Friday, 26 April 2013

Chop's CD Roulette - "Unchained" by Johnny Cash

Here's the first of an occasional post relating to the random selection of music from my CD collection. Read the introduction for full details but long story short, by picking a letter from A to K and a number from 1 to 68 you'll select a CD that I'll then play and blog about.

@maffrj selected B37 which corresponded to Unchained by Johnny Cash (1996)

Unchained is the second in the American Recordings series with producer Rick Rubin that revitalised his career and brought his work to a new audience (including me). I owned a Cash compilation but it was this series of albums that caught my attention and encouraged me to explore his catalogue in greater depth.

First track is Rowboat a cover of the Beck song originally on the intriguingly named Stereopathetic Soulmanure. I realise now that as much as I love this version I never got around to digging out Beck's version. Johnny's vocal is deep and rich and it's a great opener. Upbeat and catchy but with a nice country twang from the band that I believe was largely made up of Tom Petty's Heartbreakers.

More of the same follows with Sea of Heartbreak. There's a second voice in this that could be Tom Petty (it is, I just read the cover). It's another smashing tune with great lyrics that befit a song written by Hal David & Paul Hampton. More goodness from the sleeve notes, Lindsey Buckingham and Mick Fleetwood add acoustic guitar and percussion respectively.

OK, this is where things start to get interesting. Rusty Cage is a cover of a Soundgarden tune which has producer Rick Rubin's imprint all over it. It's a brilliant choice of tune with a deep chugging riff that hints at it's grunge origin whilst retaining the country feel. A dark country blues song.

The One Rose (That's Left in My Heart) is a bit of a come down after Rusty Cage. A Jimmie Rogers tune that's a bit too sentimental for my taste. It's quickly followed by Country Boy, a Cash original from the late fifties, which adds some pace and is a great little song.

Memories Are Made Of This is familiar, probably because of the hit Dean Martin had with it. This is a different arrangement that shakes the song free of any kitsch associations and really brings it to life. It's a little twee in places but Cash's voice is wonderful. At this point in his career he could probably sing the phone directory and make it sound meaningful.

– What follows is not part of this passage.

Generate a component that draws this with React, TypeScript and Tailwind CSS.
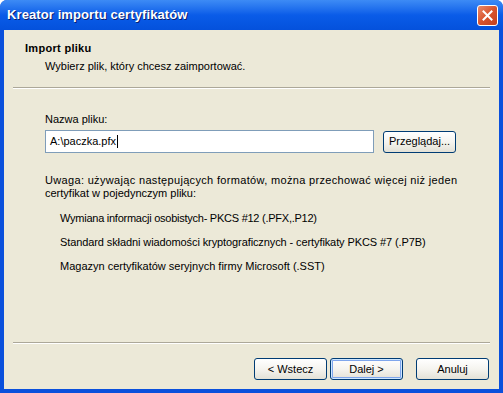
import React from 'react';

const font = { fontFamily: '"Liberation Sans", Arial, sans-serif' };

const XpButton = ({ label, primary = false }: { label: string; primary?: boolean }) => (
  <button
    className={`h-[22px] w-[73px] rounded-[3px] border border-[#003c74] bg-gradient-to-b from-white via-[#f5f4ef] to-[#e3e1d6] text-[11px] text-black ${
      primary ? 'shadow-[inset_0_0_0_1px_#cee7ff,inset_0_0_0_2px_#7fa6ec]' : ''
    }`}
  >
    {label}
  </button>
);

const CloseIcon = () => (
  <div className="flex h-[21px] w-[21px] items-center justify-center rounded-[3px] border border-white bg-gradient-to-br from-[#e88a6a] via-[#d9532c] to-[#c2401f]">
    <svg width="11" height="11" viewBox="0 0 11 11">
      <path d="M1.5 1.5 L9.5 9.5 M9.5 1.5 L1.5 9.5" stroke="white" strokeWidth="2" strokeLinecap="square" />
    </svg>
  </div>
);

export default function App() {
  return (
    <div className="flex h-[393px] w-[503px] flex-col overflow-hidden rounded-t-[7px] bg-[#0a50dc]" style={font}>
      {/* title bar */}
      <div className="flex h-[30px] items-center justify-between bg-gradient-to-b from-[#3d8bf5] via-[#0a5ce8] to-[#0451dc] pl-[7px] pr-[5px]">
        <span className="text-[13px] font-bold tracking-[0.1px] text-white [text-shadow:1px_1px_0_#0a1e6e]">
          Kreator importu certyfikatów
        </span>
        <CloseIcon />
      </div>

      {/* client area */}
      <div className="mx-[4px] mb-[4px] flex flex-1 flex-col bg-[#ece9d8] text-[11px] leading-[13px] text-black">
        <div className="h-[57px] pl-[21px] pt-[12px]">
          <div className="font-bold tracking-[0.3px]">Import pliku</div>
          <div className="mt-[5px] pl-[20px]">Wybierz plik, który chcesz zaimportować.</div>
        </div>
        <div className="mx-[9px] border-t border-b border-t-[#aca899] border-b-white" />

        <div className="flex flex-1 flex-col pl-[41px] pr-[10px]">
          <div className="mt-[24px]">Nazwa pliku:</div>
          <div className="mt-[4px] flex items-center gap-[9px]">
            <div className="flex h-[23px] w-[329px] items-center border border-[#7f9db9] bg-white pl-[4px]">
              A:\paczka.pfx<span className="ml-[1px] inline-block h-[13px] w-[1px] bg-black" />
            </div>
            <XpButton label="Przeglądaj..." />
          </div>

          <div className="mt-[21px]">
            <div className="tracking-[0.33px]">
              Uwaga: używając następujących formatów, można przechować więcej niż jeden
            </div>
            <div>certyfikat w pojedynczym pliku:</div>
          </div>
          <div className="mt-[12px] flex flex-col gap-[11px] pl-[15px]">
            <div className="tracking-[-0.25px]">Wymiana informacji osobistych- PKCS #12 (.PFX,.P12)</div>
            <div className="tracking-[-0.1px]">
              Standard składni wiadomości kryptograficznych - certyfikaty PKCS #7 (.P7B)
            </div>
            <div>Magazyn certyfikatów seryjnych firmy Microsoft (.SST)</div>
          </div>
        </div>

        <div className="mx-[9px] border-t border-b border-t-[#aca899] border-b-white" />
        <div className="flex h-[45px] items-start justify-end pr-[10px] pt-[14px]">
          <XpButton label="< Wstecz" />
          <div className="ml-[3px]">
            <XpButton label="Dalej >" primary />
          </div>
          <div className="ml-[13px]">
            <XpButton label="Anuluj" />
          </div>
        </div>
      </div>
    </div>
  );
}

Spiritual was written by Josh Haden for his band Spain, neither of whom I know anything about. It's a lovely track that resonates with Cash's tenor. Some lovely 12-string* guitar twanging brings out the melody. Flea of The Red Hot Chilli Peppers makes an appearance on Bass, though not sure I could tell if I'd not read the sleeve. Cash's religious faith adds gravitas to the words, I've no religious conviction but the raw emotion is plain to hear. It's the perfect lead in to The Kneeling Drunkard's Plea a Carter Family song that was recorded by The Louvin Brothers for their Satan is Real album.

Seems only fair that with them providing the music Cash also cover a Tom Petty & The Heartbreakers tune. Southern Accents is a goody too. Tom resists the urge to provide backing vocals on this and lets Johnny explore the full depth of his range. Which is pretty bloody deep.

Back to back Cash originals next. Mean Eyed Cat is a fast one that it's hard not to love. Meet Me in Heaven is a more sombre affair that I think was a new composition for this album. Cash already writing lyrics in 1996 that ponder death and what may be beyond it.

I Never Picked Cotton is one of favourite tunes on the album. Written by Bobby George and Charles Williams made famous by Roy Clark, there are hints of Cash's own family history. I'm not great at listening to lyrics but Cash is a brilliant story teller and the story unfolds perfectly. You can't help but be drawn in by the words.

The title track now, Unchained was written by singer-songwriter Jude Johnstone but hadn't been previously recorded. Jude did eventually get to recorded it herself on her debut LP in 2002.

I've Been Everywhere is a full on country ho-down as Cash reels off the names of places where he's been. It's a cracking list of American towns with a really tongue twisting lyric. The perfect up moment to end a fabulous record. I've played this a lot over the years and know it pretty well but it's nice to sit down and really listen, I probably don't do that enough. A fine start to this project and a highly recommended album.